К зрелищности в комическом жанре стремились в те годы многие театры, чем вызывали раздражение у театральной критики. 1990-е – это время популярности юмористических телепрограмм, таких как «Аншлаг» (с 1987 года) и «Смехопанорама» (с 1994 года), полюбившихся зрителям настолько, что популярные номера из них проникли в самые расхожие бытовые шутки. Любое сходство с «телеюмором» в те годы было для критиков поводом пригвоздить театр за то, что он зарабатывал популярность по слишком простым рецептам и забывал учить зрителей высокому. Интерпретация классических жанров через шоу с примесью эстрады и варьете давала повод скептически высказаться о самонадеянном и неудачном переосмыслении великих текстов. Примерно такая критическая аура была вокруг спектаклей А. Горбаня, продолжавшего разрабатывать шоу-направление в «Сатириконе».
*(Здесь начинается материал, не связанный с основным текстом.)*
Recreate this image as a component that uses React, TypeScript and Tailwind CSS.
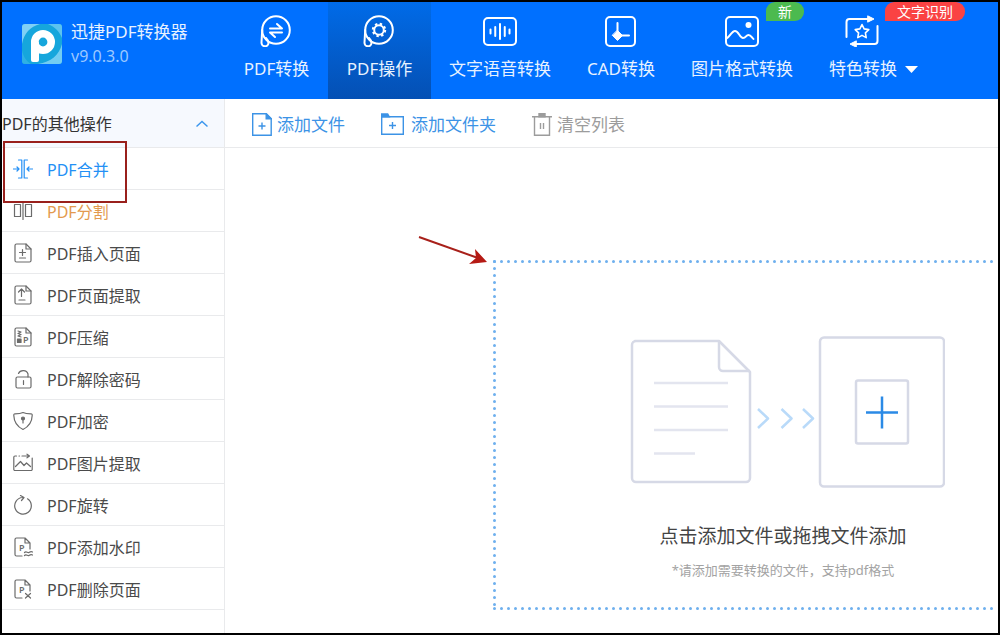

Здесь надо заметить, что эпоха 90-х вообще располагала к резкости в критических суждениях. Театральные критики разного возраста, проникшиеся радикальными настроениями, полюбили высказываться наотмашь о заслуженных коллективах, артистах и режиссерах – в том числе и тех, кто был намного старше и опытнее их.
В начале 1980-х в прессе было достаточно нелицеприятных суждений о спектаклях, но не было оскорбительных; «осуждения» и «приговоры» театрам звучали только со стороны официальной идеологии, а уж тут-то «приговоры» были почти тождественны «казням». Когда советская идеология потеряла силу, казалось, должно было наступить время более спокойных, взвешенных и миролюбивых высказываний об искусстве. Но в 1990-е случилось противоположное: иерархию театров и режиссеров – тех, кто «в голове» и кто «в хвосте», кто «славен» и кто «бесславен», – критики строили уже исключительно на основе личного мнения, не давая себе труда объяснить читателю даже собственные художественные взгляды.
Основная критическая масса высказываний была теперь на стороне газетной критики. В большинстве газет появились театральные колонки и постоянные колумнисты (это было новшеством для театральной публицистики); проникнувшись духом конфликтности, они сразу ощутили, что в высказываниях надо быть жестким и осуждать смело. Поэтому составлять впечатление о спектаклях по критическим статьям в 1990-е становилось все труднее; подробно разбирать работу режиссеров, артистов, художников в небольших газетных объемах возможности не было, а резкость высказываний сама по себе не внушала доверия.
Для движения театра во времени важнее всего было то, что зрители с восторгом приняли «Мнимого больного» и «Хозяйку гостиницы». Публике нужны были профессионально сделанные костюмные шоу с хорошей актерской игрой; публика хотела видеть театр, укладывавшийся в сатириконовскую концепцию «театра-праздника». За это критика «мстила» не только театрам, но и зрителям.
Авторитетный критик так охарактеризовал типичную публику «Сатирикона» на премьере «Хозяйки гостиницы»: «зритель молодой, обеспеченный, культурными рефлексиями не обремененный». Сказать так «наотмашь» о тысячном зале аншлагового театра, заполненном на каждом показе (на это «обеспеченной» публики со всей тогдашней России не хватило бы), можно было только в 1990-е. Надо было, как любит говорить Константин Райкин, слишком сильно «прищуриться» от недоверия, чтобы не заметить, что внутри эстетики шоу, меж эффектных номеров и перемен декораций, между песен и комических реприз артисты «Сатирикона» не теряли чувства меры и серьезности.
Главный вопрос «Мнимого больного» заключен в том, ка́к воспринимать болезнь Аргана: как лжеболезнь, надуманную самим Арганом и лжедокторами, или как настоящую болезнь, причину которой не понимает никто. В сцене шутовского лечения под хохот зала замечательная комическая актриса Марина Иванова (служанка Туанета, переодевшаяся в шарлатана) несколько раз произнесла диагноз: «Легкие!» Но таким же был диагноз у Мольера – диагноз нешуточный; от болезни легких Мольер умер после четвертого исполнения роли Аргана, едва сумев довести роль до финала.
А. Корженков и Ф. Добронравов играли в Аргане лжеболезнь; но внезапное оздоровление и отрезвление Аргана через шок – после сцены притворной смерти и открытия лживой сущности его жены Белины – оба предельно серьезно и сдержанно, увлекали действие в сторону драмы предательства. Точно так же серьезно Е. Бутенко и Ж. Токарская играли признание Белины о том, как много она претерпела ради наследства: от шутовства не было и следа, и публике оставалось только недоумевать, на какую ложь и предательство в сердечных делах способен пойти человек ради денег.